Solberg has been able to incorporate his life on the water and passion for fishing into growing Deckhand and further the intersection of sustainable fishing with innovative technology. National Fisherman had the pleasure of connecting with Solberg about the benefits of this product for fishermen and able to ask some of the questions you may have as a commercial fisherman.
Lange Solberg: This is a really relevant question for us because we have received overwhelmingly positive feedback from that over-45 cohort of fishers. One fisher who thought that new reporting regulations were going to force him into retirement told us that the ease of use that Deckhand provides compelled him to stay fishing. He explained that it works just like fishermen do on the water.
NF: How has Deckhand been beneficial for state and federal regulators? How easy has this made it for both parties?
Solberg: It’s important to remember that our main objective is to build and deploy a product that benefits fishers, first and foremost. However, regulators appreciate Deckhand, as well, in those markets where fishers are using it to submit electronic reports. In Alaska federal fisheries, for example, Deckhand is helping take the monkey off fishers’ and regulators’ backs alike given so many of the existing solutions for reporting are over a decade old and no longer supported.

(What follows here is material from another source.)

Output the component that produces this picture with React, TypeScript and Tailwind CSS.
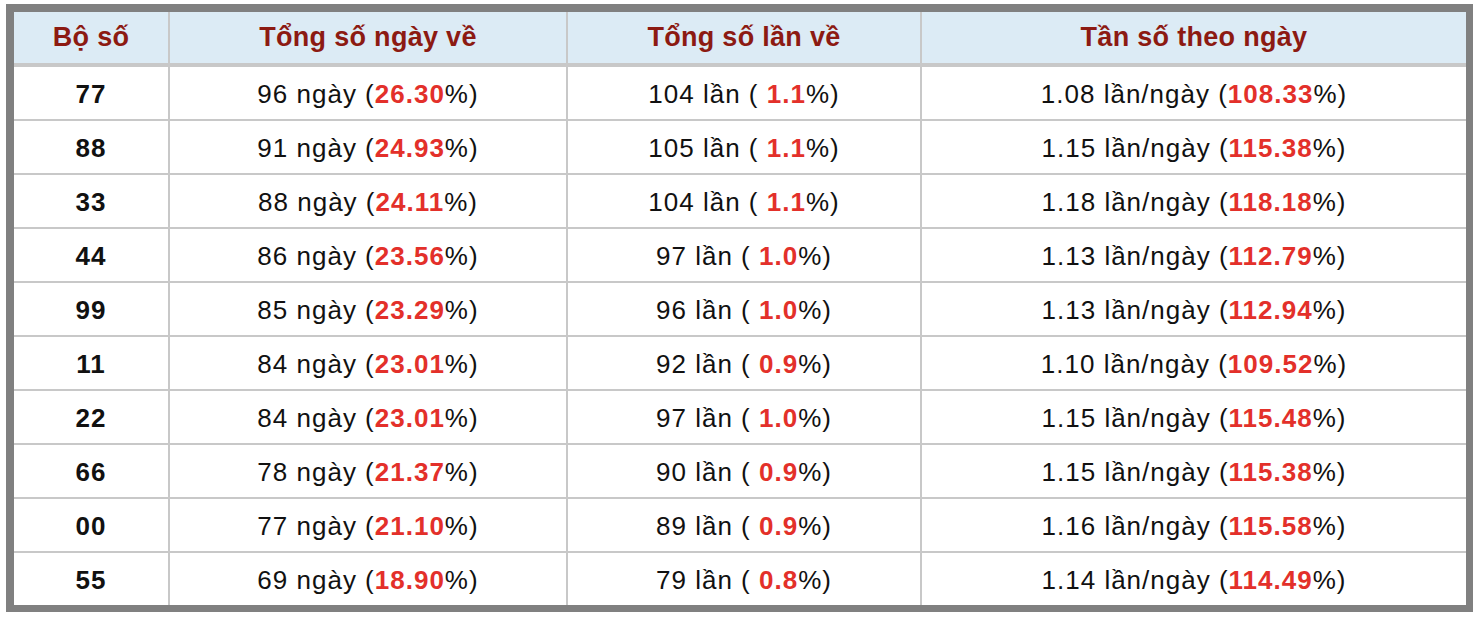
const rows = [
  { so: "77", ngay: 96, pctNgay: "26.30", lan: 104, pctLan: "1.1", tanSo: "1.08", pctTanSo: "108.33" },
  { so: "88", ngay: 91, pctNgay: "24.93", lan: 105, pctLan: "1.1", tanSo: "1.15", pctTanSo: "115.38" },
  { so: "33", ngay: 88, pctNgay: "24.11", lan: 104, pctLan: "1.1", tanSo: "1.18", pctTanSo: "118.18" },
  { so: "44", ngay: 86, pctNgay: "23.56", lan: 97, pctLan: "1.0", tanSo: "1.13", pctTanSo: "112.79" },
  { so: "99", ngay: 85, pctNgay: "23.29", lan: 96, pctLan: "1.0", tanSo: "1.13", pctTanSo: "112.94" },
  { so: "11", ngay: 84, pctNgay: "23.01", lan: 92, pctLan: "0.9", tanSo: "1.10", pctTanSo: "109.52" },
  { so: "22", ngay: 84, pctNgay: "23.01", lan: 97, pctLan: "1.0", tanSo: "1.15", pctTanSo: "115.48" },
  { so: "66", ngay: 78, pctNgay: "21.37", lan: 90, pctLan: "0.9", tanSo: "1.15", pctTanSo: "115.38" },
  { so: "00", ngay: 77, pctNgay: "21.10", lan: 89, pctLan: "0.9", tanSo: "1.16", pctTanSo: "115.58" },
  { so: "55", ngay: 69, pctNgay: "18.90", lan: 79, pctLan: "0.8", tanSo: "1.14", pctTanSo: "114.49" },
];

const cols = "grid grid-cols-[154px_396px_352px_544px] gap-x-[2px]";

function Red({ children }: { children: React.ReactNode }) {
  return <b className="font-bold text-[#e3302a]">{children}</b>;
}

export default function App() {
  return (
    <div className="min-h-screen bg-white pl-[6px] pt-[4px] font-['Liberation_Sans',Arial,sans-serif]">
      <div className="w-[1467px] border-[#808080] border-t-[8px] border-l-[8px] border-r-[7px] border-b-[7px] bg-[#c8c8c8]">
        <div className={`${cols} mb-[4px] h-[51px]`}>
          {["Bộ số", "Tổng số ngày về", "Tổng số lần về", "Tần số theo ngày"].map((h) => (
            <div key={h} className="flex items-center justify-center bg-[#dcebf5] text-[27px] font-bold tracking-[0.3px] text-[#8c1a12]">
              {h}
            </div>
          ))}
        </div>
        <div className="flex flex-col gap-y-[2px]">
          {rows.map((r) => (
            <div key={r.so} className={`${cols} h-[52px] text-[26px] tracking-[1px] text-[#111]`}>
              <div className="flex items-center justify-center bg-white pt-[2px] font-bold">{r.so}</div>
              <div className="flex items-center justify-center bg-white pt-[2px]">
                <span>
                  {r.ngay} ngày (<Red>{r.pctNgay}</Red>%)
                </span>
              </div>
              <div className="flex items-center justify-center bg-white pt-[2px]">
                <span>
                  {r.lan} lần ( <Red>{r.pctLan}</Red>%)
                </span>
              </div>
              <div className="flex items-center justify-center bg-white pt-[2px]">
                <span>
                  {r.tanSo} lần/ngày (<Red>{r.pctTanSo}</Red>%)
                </span>
              </div>
            </div>
          ))}
        </div>
      </div>
    </div>
  );
}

We’re pleased to be able to offer top-notch support in these markets along with leveraging the nimbleness of the platform to quickly respond to feedback.
NF: How rugged and waterproof is the tablet?
Solberg: Very. The Deckhand unit is rated IP67 and MIL 810G with a plethora of mounting options using RAM Mounts solutions. The full solution (hardware and software) can be purchased with a growing number of marine electronics distributors on both coasts.
NF: Deckhand employees have ties to the fishing industries in almost all regions. How has it been using Deckhand for yourself, and for others that fish within the company?
Solberg: It has been great. One of our co-founders, Tom Robinson, has expanded the use of Deckhand down on the beach in South Australia where they harvest pipis (small clams). We’ve ended up building in some pretty cool features in that fishery’s workflow which enable his team to track the translocation of undersized species up and down the beach, which has directly led to a quicker and more efficient harvest of legally sized pipis and increased revenue across the board. I also use Deckhand on my Bristol Bay boat, both indoors and out, to keep track of deliveries, RSW temperatures, and other information. I’m having a lot of fun integrating our tech — something I’m personally very proud of — into the rest of my electronics array in the wheelhouse.
NF: For the maintenance feature of the logbook, do you have to manually input the information, or will the logbook sync with other tech on your boat?
Solberg: Fishers can enter oil changes, filter changes, fuel ups, and engine/tank profiles in the maintenance section of some of our workflows, such as the one in the Greater Atlantic region. We’re always looking for interesting hardware integration opportunities, as well, and already do integrate with Bluetooth-connected equipment in some markets.